The hapless pair were desperate for their moment of fame and got it in a particularly nasty form.

On the same Northumberland trip, not very far away, a very different approach to fame caught my eye. Cuthbert, a seventh century hermit was one of those hardy Christian monks and missionaries who spread the faith in these islands in the wake of the fall of the Roman Empire. He was known for his piety, astonishing miracles and sympathy with nature. His biographer, the Venerable Bede, tells us he would walk into the cold North Sea, standing up to his neck in water to pray, in order to increase his ability to focus on God, the object of his prayers, not the yearnings of his body. On coming out of the water, sea otters would come and warm his feet, sensing that this man was in tune with the heart of the universe and should be cared for and protected.  

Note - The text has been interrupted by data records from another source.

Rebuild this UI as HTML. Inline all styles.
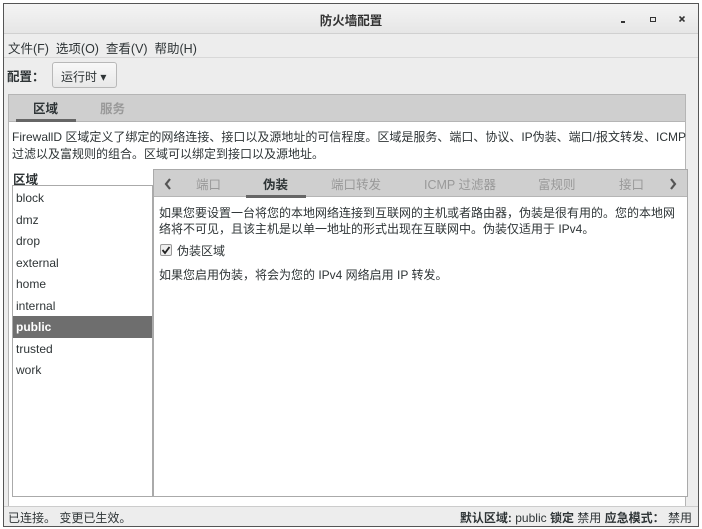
<!DOCTYPE html>
<html><head><meta charset="utf-8"><style>
*{margin:0;padding:0;box-sizing:border-box}
body{width:702px;height:529px;background:#fff;font-family:"Liberation Sans","Noto Sans CJK SC",sans-serif;font-size:12px;color:#2e3436;position:relative;overflow:hidden}
.a{position:absolute;white-space:nowrap}
</style></head><body>
<div class="a" style="left:3px;top:3px;width:696px;height:524px;border:1px solid #555;background:#ededed"></div>
<div class="a" style="left:4px;top:4px;width:694px;height:30px;background:linear-gradient(#f4f4f4,#e6e6e6);border-bottom:1px solid #d0d0d0"></div>
<div class="a" style="left:0;width:702px;top:10px;text-align:center;font-size:12.5px;font-weight:bold;color:#333">防火墙配置</div>
<div class="a" style="left:621px;top:21px;width:4px;height:2px;background:#333"></div>
<div class="a" style="left:650px;top:17px;width:6px;height:5px;border:1.5px solid #333"></div>
<svg class="a" style="left:679px;top:16px" width="6" height="6"><path d="M0.5 0.5L5.5 5.5M5.5 0.5L0.5 5.5" stroke="#333" stroke-width="1.6"/></svg>
<div class="a" style="left:8px;top:38px;font-size:12.5px">文件(F)&nbsp;&nbsp;选项(O)&nbsp;&nbsp;查看(V)&nbsp;&nbsp;帮助(H)</div>
<div class="a" style="left:4px;top:57px;width:694px;height:1px;background:#d8d8d8"></div>
<div class="a" style="left:7px;top:66px;font-weight:bold;font-size:12.5px">配置：</div>
<div class="a" style="left:52px;top:62px;width:65px;height:26px;border:1px solid #b8b8b8;border-radius:3px;background:linear-gradient(#f8f8f8,#e8e8e8);padding:5px 0 0 8px">运行时 ▾</div>
<div class="a" style="left:8px;top:94px;width:678px;height:28px;background:#cfcfcf;border:1px solid #b5b5b5"></div>
<div class="a" style="left:33px;top:98px;font-weight:bold;font-size:12.5px">区域</div>
<div class="a" style="left:100px;top:98px;font-weight:bold;font-size:12.5px;color:#999">服务</div>
<div class="a" style="left:16px;top:119px;width:60px;height:3px;background:#666"></div>
<div class="a" style="left:8px;top:122px;width:678px;height:384px;background:#fff;border-left:1px solid #b5b5b5;border-right:1px solid #b5b5b5"></div>
<div class="a" style="left:12px;top:129px;font-size:12px;line-height:17px">FirewallD 区域定义了绑定的网络连接、接口以及源地址的可信程度。区域是服务、端口、协议、IP伪装、端口/报文转发、ICMP<br>过滤以及富规则的组合。区域可以绑定到接口以及源地址。</div>
<div class="a" style="left:13px;top:169px;font-weight:bold;font-size:12.5px">区域</div>
<div class="a" style="left:12px;top:185px;width:141px;height:312px;border:1px solid #aaa;background:#fff"></div>
<div class="a" style="left:13px;top:316px;width:139px;height:22px;background:#6e6e6e"></div>
<div class="a" style="left:16px;top:188px;line-height:21.5px;font-size:12px">block<br>dmz<br>drop<br>external<br>home<br>internal<br><span style="color:#fff;font-weight:bold">public</span><br>trusted<br>work</div>
<div class="a" style="left:153px;top:169px;width:535px;height:328px;border:1px solid #aaa;background:#fff"></div>
<div class="a" style="left:154px;top:170px;width:533px;height:27px;background:#cfcfcf;border-bottom:1px solid #b5b5b5"></div>
<svg class="a" style="left:164px;top:178px" width="8" height="12"><path d="M6 1L2 6L6 11" fill="none" stroke="#555" stroke-width="2.2"/></svg>
<svg class="a" style="left:669px;top:178px" width="8" height="12"><path d="M2 1L6 6L2 11" fill="none" stroke="#555" stroke-width="2.2"/></svg>
<div class="a" style="left:196px;top:174px;color:#999;font-size:12.5px">端口</div>
<div class="a" style="left:263px;top:174px;font-weight:bold;font-size:12.5px">伪装</div>
<div class="a" style="left:246px;top:195px;width:60px;height:3px;background:#666"></div>
<div class="a" style="left:331px;top:174px;color:#999;font-size:12.5px">端口转发</div>
<div class="a" style="left:424px;top:174px;color:#999;font-size:12.5px">ICMP 过滤器</div>
<div class="a" style="left:538px;top:174px;color:#999;font-size:12.5px">富规则</div>
<div class="a" style="left:619px;top:174px;color:#999;font-size:12.5px">接口</div>
<div class="a" style="left:159px;top:205px;line-height:16px">如果您要设置一台将您的本地网络连接到互联网的主机或者路由器，伪装是很有用的。您的本地网<br>络将不可见，且该主机是以单一地址的形式出现在互联网中。伪装仅适用于 IPv4。</div>
<div class="a" style="left:160px;top:244px;width:12px;height:12px;border:1px solid #999;border-radius:2px;background:#eee"></div>
<svg class="a" style="left:161px;top:245px" width="10" height="10"><path d="M1.5 5L4 8L8.5 2" fill="none" stroke="#222" stroke-width="1.8"/></svg>
<div class="a" style="left:177px;top:242px">伪装区域</div>
<div class="a" style="left:159px;top:266px">如果您启用伪装，将会为您的 IPv4 网络启用 IP 转发。</div>
<div class="a" style="left:4px;top:506px;width:694px;height:1px;background:#ccc"></div>
<div class="a" style="left:8px;top:509px">已连接。 变更已生效。</div>
<div class="a" style="right:10px;top:509px"><b>默认区域:</b> public <b>锁定</b> 禁用 <b>应急模式：</b> 禁用</div>
</body></html>
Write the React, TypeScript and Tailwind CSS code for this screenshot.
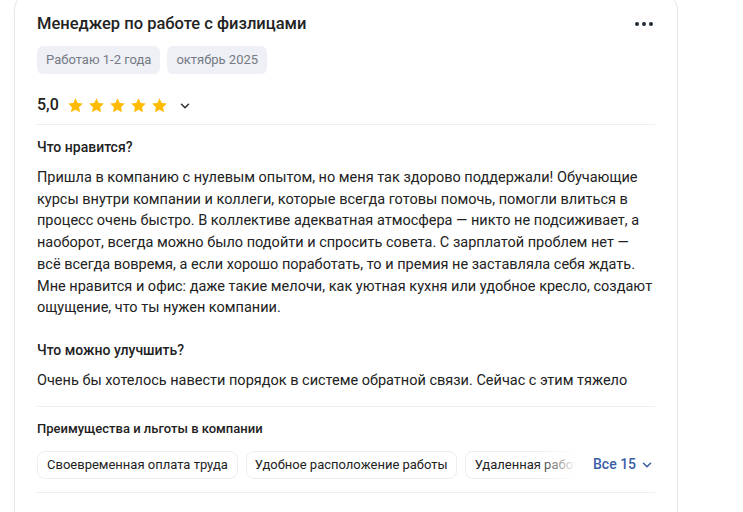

As his fame grew, Cuthbert tried to find more and more ways to run away from it. He was given permission to leave his monastery in Lindisfarne to go out alone to live on the remote Farne islands, far from prying eyes, giving him the freedom to focus on the one object of his desire - to know God through a deep life of prayer and meditation. People would try to come to see him, fellow monks bringing supplies, or pilgrims looking for a word of wisdom from the holy man, yet his focus was ruthless. Eventually, says Bede, “he shut himself away from sight within the hermitage, rarely talking to visitors even from the inside, and then only through the window… in the end he blocked it up and opened it only to give a blessing or for some definite need”. 

The difference between Graham / Carruthers and Cuthbert could hardly be more stark. The hapless pair were desperate for their moment of fame and got it in a particularly nasty form - fame that turns out to be more like shame. Cuthbert fled from fame, longing for the attention not of other people but of his Maker and Redeemer.

Cuthbert’s relentless pursuit of God, and its results in a remarkable life - weird in a different and more nourishing way than the stunts on YouTube - fascinated people. After he died, his bones were transferred to Durham Cathedral where they still lie today. You find the name of St Cuthbert everywhere in the North East – on schools, road signs, coffee shops and fishing boats. It’s a name that will endure after the destroyers of the sycamore tree are long forgotten. We're still talking about Cuthbert 1,400 years later. 

Fame is an elusive and dangerous thing. Tom Holland once called it “a beast that you can't control or be prepared for.” If you chase it, it rarely turns out well. More often than not you get the wrong kind of (unwelcome) fame. The best kind comes when you’re not making fame itself the thing you’re looking for. If you ignore it, and seek something more satisfying, something really worth attention – which for Cuthbert was God, the source of all beauty, truth and goodness - you won’t be worried whether you’re famous or not, because your heart will be full of something much more lasting and worthwhile.